▶ _Supplied information_:

* * * * * * *

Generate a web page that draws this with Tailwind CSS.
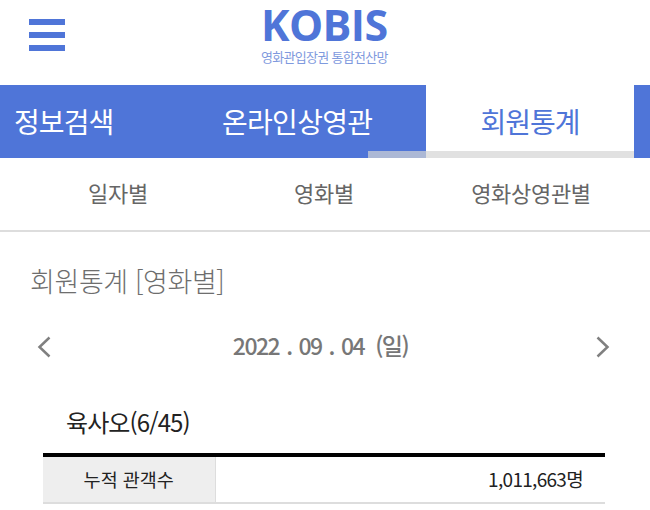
<!DOCTYPE html>
<html lang="ko">
<head>
  <meta charset="UTF-8"/>
  <title>KOBIS 회원통계</title>
  <script src="https://cdn.jsdelivr.net/npm/@tailwindcss/browser@4"></script>
</head>
<body class="bg-white w-[650px] h-[510px] overflow-hidden font-['Noto_Sans_CJK_KR',sans-serif]">

  <!-- Header -->
  <header class="h-[85px] flex">
    <div class="w-[130px] pl-[29px] pt-[19px] flex flex-col gap-[7px]">
      <span class="block w-[36px] h-[6px] bg-[#4f75d8]"></span>
      <span class="block w-[36px] h-[6px] bg-[#4f75d8]"></span>
      <span class="block w-[36px] h-[6px] bg-[#4f75d8]"></span>
    </div>
    <div class="flex-1 pl-[131px]">
      <div class="text-[43px] leading-[48px] pt-[1px] font-bold tracking-[-0.6px] text-[#4f75d8] font-['Open_Sans',sans-serif]">KOBIS</div>
      <div class="text-[13px] leading-[16px] tracking-[-0.7px] text-[#7f9ade]">영화관입장권 통합전산망</div>
    </div>
  </header>

  <!-- Main tabs -->
  <nav class="h-[73px] flex bg-[#4f75d8] text-[28px] leading-[40px] relative">
    <div class="w-[128px] pl-[14px] pb-[2px] flex items-center text-white tracking-[-0.9px]">정보검색</div>
    <div class="w-[298px] pl-[94px] pb-[2px] flex items-center text-white tracking-[-0.7px]">온라인상영관</div>
    <div class="w-[208px] pb-[2px] bg-white flex items-center justify-center text-[#4f75d8] tracking-[-1px]">회원통계</div>
    <div class="absolute left-[368px] bottom-0 w-[266px] h-[7px] bg-[#d4d4d4]/70"></div>
  </nav>

  <!-- Sub tabs -->
  <div class="h-[74px] pb-[3px] flex items-center border-b-2 border-[#dddddd] text-[22px] text-[#666666] tracking-[-0.3px]">
    <div class="w-[236px] text-center">일자별</div>
    <div class="w-[176px] text-center">영화별</div>
    <div class="flex-1 text-center">영화상영관별</div>
  </div>

  <!-- Title -->
  <h2 class="pl-[30px] pt-[29px] text-[27px] leading-[40px] text-[#6e6e6e] tracking-[-0.4px] font-light">회원통계 [영화별]</h2>

  <!-- Date -->
  <div class="mt-[24px] h-[40px] pl-[37px] pr-[40px] flex items-center justify-between text-[#777777]">
    <svg class="w-[14px] h-[22px] mt-[4px]" viewBox="0 0 14 22" fill="none" stroke="#808080" stroke-width="2.5"><path d="M12.5 1.5 2.5 11l10 9.5"/></svg>
    <div class="text-[23px] leading-[40px] font-medium tracking-[-1.5px] [word-spacing:2px] flex mr-[6px]">
      <span>2022 . 09 . 04</span>
      <span class="ml-[11px]">(일)</span>
    </div>
    <svg class="w-[14px] h-[22px] mt-[4px]" viewBox="0 0 14 22" fill="none" stroke="#808080" stroke-width="2.5"><path d="M1.5 1.5 11.5 11l-10 9.5"/></svg>
  </div>

  <!-- Movie -->
  <h3 class="pl-[66px] mt-[39px] text-[24px] leading-[36px] text-[#222222] tracking-[-0.9px] font-normal">육사오(6/45)</h3>

  <table class="ml-[43px] mt-[13px] w-[562px] border-t-[4px] border-black border-collapse">
    <tbody>
      <tr class="h-[48px] border-b-2 border-[#dddddd] text-[18.5px] text-[#222222]">
        <th class="w-[172px] bg-[#eeeeee] border-r border-[#dddddd] font-normal">누적 관객수</th>
        <td class="text-right pr-[22px] text-[19px] tracking-[-0.7px]">1,011,663명</td>
      </tr>
    </tbody>
  </table>

</body>
</html>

* * * * * * *

▶ _Given instruction_: Give again, exactly, the lines from the start of the data through the one holding "w-[650px] h-[510px] overflow-hidden"; omit the pictures.

▶ _Solution to this task_:
Generate a web page that draws this with Tailwind CSS.
<!DOCTYPE html>
<html lang="ko">
<head>
  <meta charset="UTF-8"/>
  <title>KOBIS 회원통계</title>
  <script src="https://cdn.jsdelivr.net/npm/@tailwindcss/browser@4"></script>
</head>
<body class="bg-white w-[650px] h-[510px] overflow-hidden font-['Noto_Sans_CJK_KR',sans-serif]">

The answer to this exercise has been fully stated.